Skip to main content

Objects/listobject.c (part 2)

Source:

cpython 3.14 @ ab2d84fe1023/Objects/listobject.c

This annotation covers list.sort() (timsort), mutating methods, and comparison. See also objects_listobject_detail for allocation, append, extend, and the sequence protocol.

Map

LinesSymbolRole
1-100list_insert, list_append, list_extendMutating append operations
101-250list_remove, list_index, list_countSearch and remove
251-450list_reverseIn-place reversal
451-700list_popPop by index
701-2400list_sort, timsort internalsFull timsort implementation
2401-2700list_richcompare, list_copy, list_clearComparison and copying

Reading

Timsort

list.sort() uses timsort, a hybrid stable sort combining mergesort and insertion sort.

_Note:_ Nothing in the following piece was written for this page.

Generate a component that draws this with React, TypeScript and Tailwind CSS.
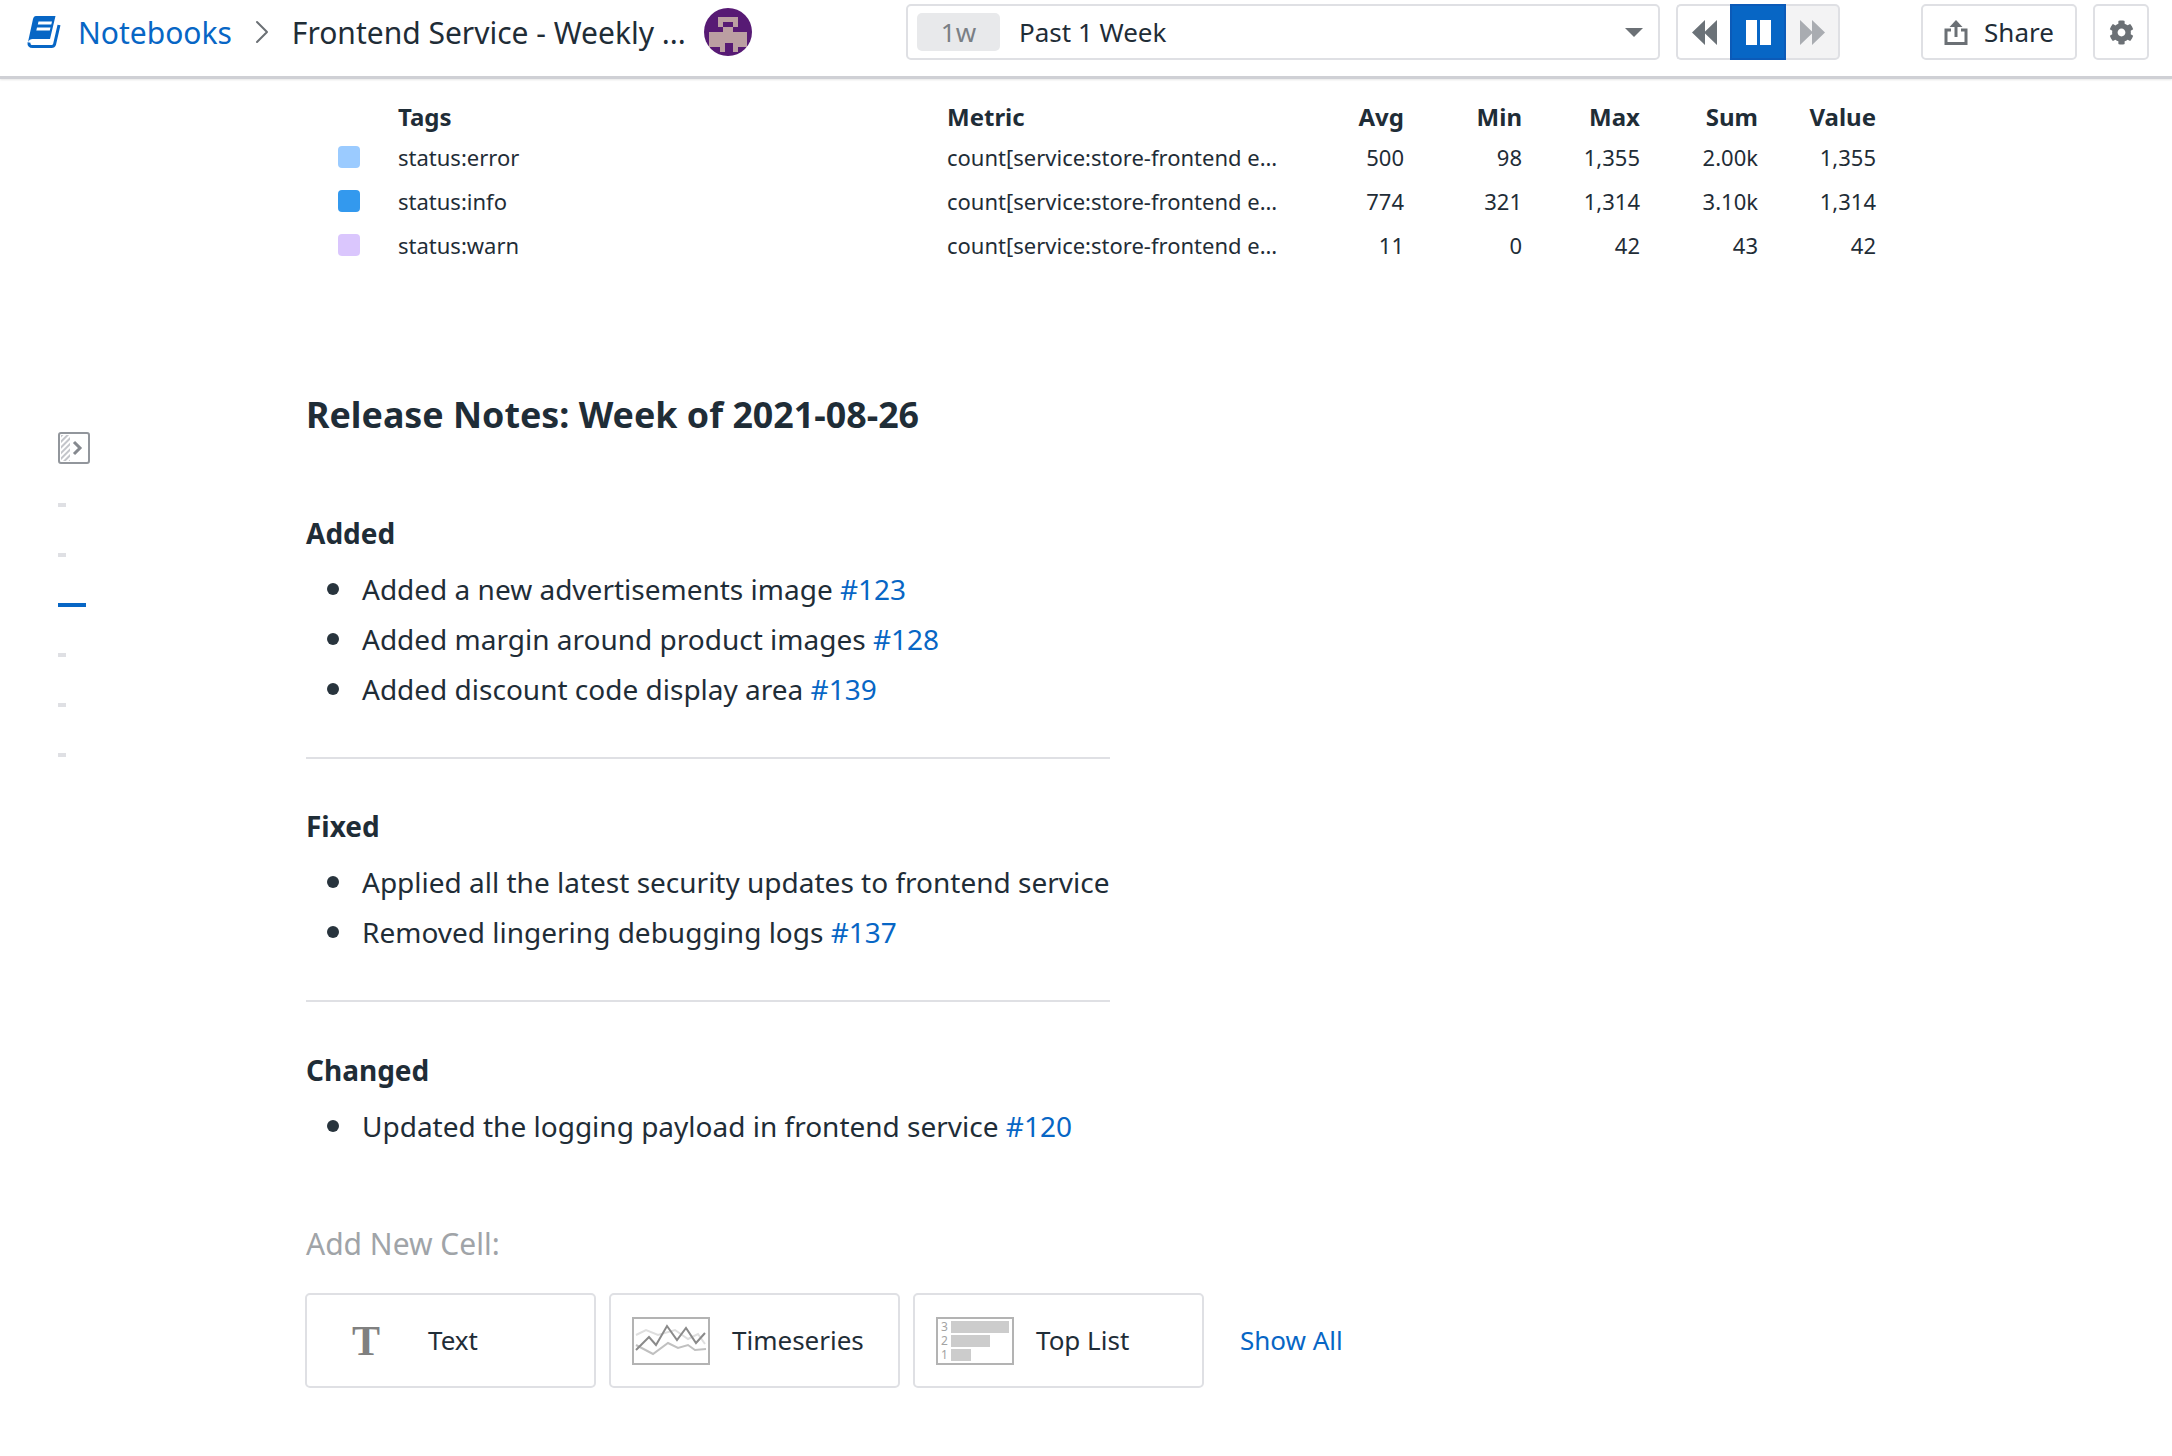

It was invented by Tim Peters for CPython and is now used in Java, Android, and many other runtimes.

Key parameters:

  • MIN_MERGE = 32: minimum run length before merging
  • MIN_GALLOP = 7: threshold for switching to galloping mode
// CPython: Objects/listobject.c:1058 list_sort_impl
static PyObject *
list_sort_impl(PyListObject *self, PyObject *keyfunc, int reverse)
{
...
/* Create run stack for merge tracking */
MergeState ms;
merge_init(&ms, saved_ob_size, keys != NULL, &lo);
...
/* Find and extend natural runs, push onto stack */
lo.keys = keys;
lo.values = values;
nremaining = saved_ob_size;
...
while (nremaining > 1) {
Py_ssize_t n = count_run(ms.keys, lo, hi, &descending);
if (n < minrun)
n = MIN(nremaining, minrun);
binarysort(ms.keys, lo, lo + n, lo + count_run(...));
...
merge_collapse(&ms);
}
merge_force_collapse(&ms);
...
}

Galloping mode

During merge, if one run consistently "wins" (the element from one run is smaller than several consecutive elements from the other), timsort switches to galloping mode: binary search to find the run boundary in O(log n) instead of O(n) comparisons.

Key function optimization

When key= is provided, list.sort pre-computes all key values into a temporary array. Comparisons are made on the keys; the original values follow the key values through swaps but are never directly compared. After sorting, keys are discarded.

list.reverse

// CPython: Objects/listobject.c:1044 list_reverse_impl
static PyObject *
list_reverse_impl(PyListObject *self)
{
if (Py_SIZE(self) > 1)
reverse_slice(self->ob_item, self->ob_item + Py_SIZE(self));
Py_RETURN_NONE;
}

reverse_slice is a simple pointer swap loop.

gopy notes

The gopy list implementation is in objects/list.go (not yet fully ported for sort). Timsort is available as Go's slices.SortFunc (Go 1.21+), which uses pdqsort (a variant of introsort). For exact CPython compatibility, a Go timsort implementation is needed to guarantee stable sort order and identical behavior on partially-sorted inputs.